Граф Фёдор Толстой — «очень видный и красивый мужчина»[104] — встретил тогда свою двадцать первую весну. В Государственном литературном музее находится его романтический портрет (67 на 56,5 сантиметра), написанный неизвестным художником как раз в ту пору, накануне важных событий.
На портрете — импозантный, пока без признаков тучности в лице и теле «фешенебль», расположившийся на фоне сумрачных, почти грозовых, подсвеченных дальними сполохами облаков.
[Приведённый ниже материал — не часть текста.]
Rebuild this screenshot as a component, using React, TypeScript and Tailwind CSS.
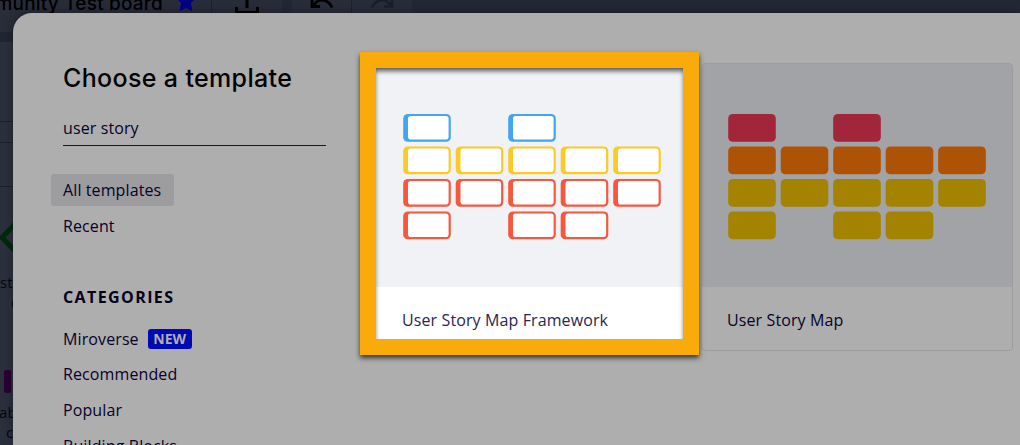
const BOARD_TILES = [
  [0, 2],
  [0, 1, 2, 3, 4],
  [0, 1, 2, 3, 4],
  [0, 2, 3],
];

const FRAMEWORK_COLORS = ["#42a5f1", "#f9cb28", "#f6583e", "#f6583e"];
const STORY_COLORS = ["#a12639", "#ae5305", "#a38300", "#a38300"];

const CATEGORIES = ["Recommended", "Popular", "Building Blocks"];

type StoryMapProps = {
  colors: string[];
  outlined?: boolean;
};

const StoryMap = ({ colors, outlined }: StoryMapProps) => {
  return (
    <svg width="260" height="128" viewBox="0 0 260 128">
      {BOARD_TILES.map((columns, row) =>
        columns.map((column) => {
          const x = 0.2 + column * 52.5;
          const y = row * 32.5;
          return (
            <g key={`${row}-${column}`}>
              <rect x={x} y={y} width="47.6" height="27.8" rx="4.6" fill={colors[row]} />
              {outlined && (
                <rect x={x + 4.8} y={y + 2.1} width="40.6" height="23.4" rx="2.8" fill="#fff" />
              )}
            </g>
          );
        })
      )}
    </svg>
  );
};

const BoardHeader = () => {
  return (
    <div className="flex h-8 w-full bg-[#292d3a] text-black">
      <div className="flex w-[212px] shrink-0 overflow-hidden border-r border-[#1f222e]">
        <div className="-mt-[10px] -ml-[42px] flex w-[205px] shrink-0 justify-end font-['Inter'] text-[19px] leading-7 font-medium tracking-[0.2px] whitespace-nowrap">
          Community Test board
        </div>
        <svg className="-mt-[9px] ml-[13px] shrink-0" width="20" height="21" viewBox="0 0 20 21">
          <path
            d="M10 1l2.7 6 6.3.7-4.7 4.3 1.6 7.4L10 16.500l-5.900 2.900L5.700 12 1 7.700 7.300 7z"
            fill="#00008a"
            stroke="#00008a"
            strokeLinejoin="round"
          />
        </svg>
      </div>
      <div className="w-[70px] shrink-0">
        <svg width="70" height="20" fill="none" stroke="#000" strokeWidth="3">
          <path d="M35 0v8M24.5 7v5.500h21V7" />
        </svg>
      </div>
      <div className="w-[10px] bg-[#242835]" />
      <div className="w-[60px] border-r border-[#1f222e]">
        <svg width="60" height="14" fill="none" strokeWidth="2.8" stroke="#000">
          <path d="M20 0v6.500h8M20 6.500l5-5c5-3 12-1 15 6" />
        </svg>
      </div>
      <div className="w-[60px]">
        <svg width="60" height="14" fill="none" strokeWidth="2.500" stroke="#1b1e2e">
          <path d="M40 0v6.500h-8M40 6.500l-5-5C30-1.500 23 .5 20 7.500" />
        </svg>
      </div>
      <div className="flex-1 bg-[#242835]" />
    </div>
  );
};

const BoardCanvas = () => {
  return (
    <div className="flex w-[13px] flex-col overflow-hidden text-[15px] leading-5 text-[#06060f]">
      <div className="h-[10px] bg-[#222532]" />
      <div className="h-20 border-b border-[#1d202c]" />
      <div className="h-[21px] border-b border-[#1d202c]" />
      <div className="h-11 border-b border-[#1d202c]" />
      <svg className="mt-[35px] shrink-0" width="13" height="32" viewBox="0 0 13 32">
        <path d="M16 1L2 15.500 16 30" fill="none" stroke="#002a0c" strokeWidth="5" />
      </svg>
      <div className="mt-[18px] shrink-0">st</div>
      <div className="shrink-0 pl-[11px]">o</div>
      <div className="mt-[58px] ml-1 h-[23px] w-[7px] shrink-0 rounded-xs bg-[#2b0035]" />
      <div className="mt-[9px] -ml-px shrink-0">ab</div>
      <div className="shrink-0 pl-[6px]">c</div>
    </div>
  );
};

const Sidebar = () => {
  return (
    <div className="flex w-[275px] shrink-0 flex-col pl-[38px]">
      <h1 className="mt-[47px] ml-3 font-['Inter'] text-[25px] leading-9 font-medium tracking-[0.35px] whitespace-nowrap text-black">
        Choose a template
      </h1>
      <div className="mt-[14px] ml-3 h-[36px] w-[263px] border-b border-[#0008a5] leading-9">
        user story
      </div>
      <div className="mt-7 flex flex-col items-start gap-1">
        <div className="h-8 w-[123px] rounded-[3px] bg-[#9d9da0] px-3 leading-8">All templates</div>
        <div className="h-8 px-3 leading-8">Recent</div>
      </div>
      <h2 className="mt-[39px] ml-3 text-[16px] leading-8 font-bold tracking-[1.4px] text-[#02001a]">
        CATEGORIES
      </h2>
      <div className="mt-[10px] flex flex-col">
        <div className="flex h-8 items-center px-3">
          <span>Miroverse</span>
          <span className="ml-[9px] h-5 w-11 rounded-[3px] bg-[#0009b3] text-center text-[14px] leading-5 font-bold text-[#aeaeae]">
            NEW
          </span>
        </div>
        <div className="mt-[3px] flex flex-col gap-1">
          {CATEGORIES.map((category) => (
            <div key={category} className="h-8 px-3 leading-8">
              {category}
            </div>
          ))}
        </div>
      </div>
    </div>
  );
};

const TemplatePicker = () => {
  return (
    <div className="absolute top-[13px] left-[13px] flex h-[432px] w-[1007px] overflow-hidden rounded-tl-[19px] bg-[#aeaeae] shadow-[0_0_12px_rgba(0,0,0,0.35)]">
      <Sidebar />
      <div className="mt-[50px] ml-[88px] flex items-start gap-[13px]">
        <div className="relative h-[288px] w-[312px] shrink-0">
          <div className="flex h-[276px] w-[307px] flex-col bg-white">
            <div className="h-[224px] bg-[#f1f2f6] pt-[51px] pl-[27px]">
              <StoryMap colors={FRAMEWORK_COLORS} outlined />
            </div>
            <div className="pt-[17px] pl-[26px] leading-8 text-[#2b2550]">User Story Map Framework</div>
          </div>
          <div className="absolute -top-[11px] -left-4 h-[303px] w-[339px] border-16 border-[#f8ab0a] shadow-[0_3px_5px_rgba(0,0,0,0.7),inset_0_4px_5px_-1px_rgba(0,0,0,0.65)]" />
        </div>
        <div className="h-[288px] w-[312px] shrink-0 overflow-hidden rounded-[4px] border border-[#9c9c9f]">
          <div className="h-[223px] bg-[#a2a3a7] pt-[50px] pl-[26px]">
            <StoryMap colors={STORY_COLORS} />
          </div>
          <div className="pt-[17px] pl-[25px] leading-8">User Story Map</div>
        </div>
      </div>
    </div>
  );
};

const App = () => {
  return (
    <div className="relative h-[445px] w-[1020px] overflow-hidden bg-[#2c303e] font-['Open_Sans','Noto_Sans',sans-serif] text-[16px] tracking-[0.11px] text-[#07022a]">
      <BoardHeader />
      <BoardCanvas />
      <TemplatePicker />
    </div>
  );
};

export default App;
Голова юноши (с вьющимися тёмными волосами и набирающими пышность, уходящими под воротник сорочки, бакенбардами) с едва приметным высокомерием отклонена в сторону и малость назад. Крепкую шею Фёдора Толстого скрывает галстух из тонкого белого фуляра, а кисть его правой руки упрятана за борт сюртука (кажется, там, за пазухой, у сердца — или даже вместо сердца? — всегда наготове нечто).
Пожалуй, труднее всего описать глаза этого человека со старой картины: они и спокойны, и снисходительны, и в меру презрительны; они устремлены разом и на зрителя, и сквозь него, и куда-то вбок. «Тусклые, непостижимого цвета глаза» — так однажды отозвался о толстовских веждах граф П. X. Граббе[105].
В небесталанном портрете 1803 года, портрете-прологе, конечно, нет и намёка на устойчивую идиллию, но тут наш горделивый герой всё-таки статичен, расслаблен, флегматичен, как-никак он в месячном отпуске — и глаза его словно дремлют. Однако люди знавали и совершенно другие глаза графа — и именно те, другие, бодрствующие, навек запечатлелись в памяти современников.
Это были не просто «большие умные чёрные глаза», как отметила впоследствии толстовская племянница[106], а испепеляющие, «сверкающие глаза»[107]. Случались моменты, когда казалось, что они «налиты кровью»[108]. «Чёрные глаза его блестели, как раскалённые уголья, — вспоминал близко знавший графа Фёдора литератор, — и когда он бывал сердит, то страшно было заглянуть ему в глаза»[109]. Позже, следуя ветреной моде, Толстой от случая к случаю появлялся на публике в очках — но и тогда окружающие непроизвольно поёживались от страха, встретившись взорами с черноглазым человеком.